As I passed out the copies, I explained to students that we would be reading only the passage at the lower reading level since nobody in the room had the scores that said they could read the more challenging passage. Well, no sooner had I declared the paragraph unreadable than a student raised his hand and, without waiting to be called on, said, “I can read that!”
I invited the student to attempt to read the passage to us. He read it flawlessly. Openly expressing my surprise, I said that even though he could read it, he surely could not also explain what the text was about after reading the more difficult version. Again, the student rose to the challenge and explained the information he had just read.
Again, I conveyed my surprise, this time asking students how this could be possible. How could students read text at a Lexile level that was much higher than what they were scoring? In an attempt to demystify the text leveling system and reset my student readers’ confidence, I asked them to count the number of sentences in each of the two paragraphs I had provided. Next we counted the number of words per sentence. Students were shocked to find that the passage with the higher Lexile level had a third of the sentences of the lower-level version of the same text. They noted that the sentences were much longer in the passage at the higher reading level. Students also pointed out the paragraph break in the less complex version of the text. We talked about how these simple differences make the reading easier and less taxing on a reader.

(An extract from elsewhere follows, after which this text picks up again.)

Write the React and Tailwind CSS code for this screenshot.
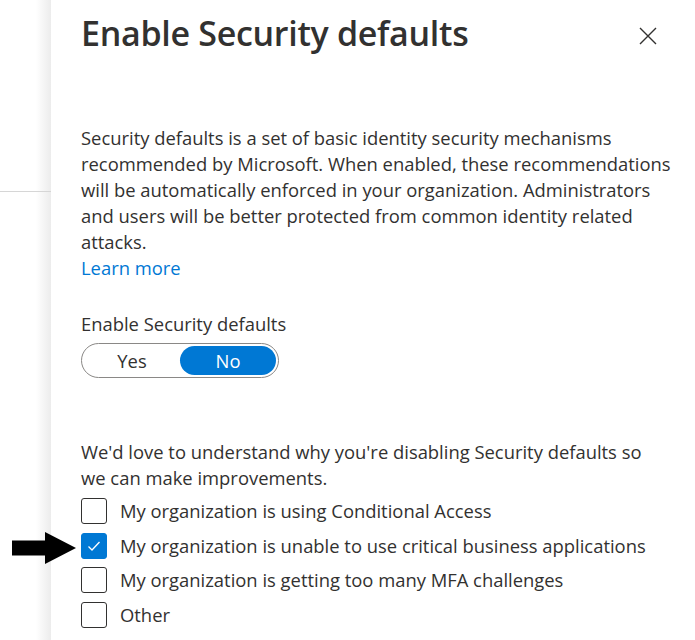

We dug a bit deeper and noticed differences in the vocabulary used from one version of the text to the other. Students pointed out the use of the word ubiquitous instead of the word ironic, and other, more complex words such as manufacturing and precocious.
Once students walked through this reminder that they are capable of reading text that is more complex than what their scores indicate, those who were previously whiny were ready to engage in reading. Sometimes, all it takes is a reminder that we are capable.
Catches like this give students the opportunity to take a step back and do some reflecting.
Resetting with Goals
Earlier this school year, when students were similarly refusing to engage in reading independently, I led a different kind of reset. I handed each student a sticky note and asked them to write down a goal they have in life. It didn’t have to be a school-related goal. It could be short term or long term.
Next, I divided the board into two sections labeled helpful and not helpful. I asked students to place their sticky notes on the board, indicating whether they believed that to obtain their goal it would be helpful to know how to read well or would not be helpful to know how to read well.
Once the notes were placed, I began going through those placed on the helpful side. I asked students why it would be helpful to know how to read well if you want to be a professional athlete. One student explained that you are most likely to become a professional through first participating in college sports, which would require getting good enough grades to play on the team. Another student mentioned how you would want to be able to read your own contracts so that you weren’t dependent on someone else to make big decisions for you.
Slowly, as we talked through each note, students sneaked up to the board behind me to move their notes from not helpful to helpful until only one goal was left on the not helpful side of the board. It read, “I want to get married.” I shared the note with the class, and immediately students began explaining how they disagreed with its placement. One student pointed out that reading helps build empathy and empathy would make you a better partner in a relationship.
Taking the time to remind students how reading today is in service of their larger goals helps them enter the task with a greater sense of purpose and helps make them, at least temporarily, less resistant to engaging with text. A reset like this can be used as a reminder on an individual basis on future days when a reset may be needed just for an individual student, as opposed to the whole group.
Everyone has the potential to encounter a glitch in their performance. Sometimes all it takes is some patience and a simple reset to smooth things out and reestablish a workflow.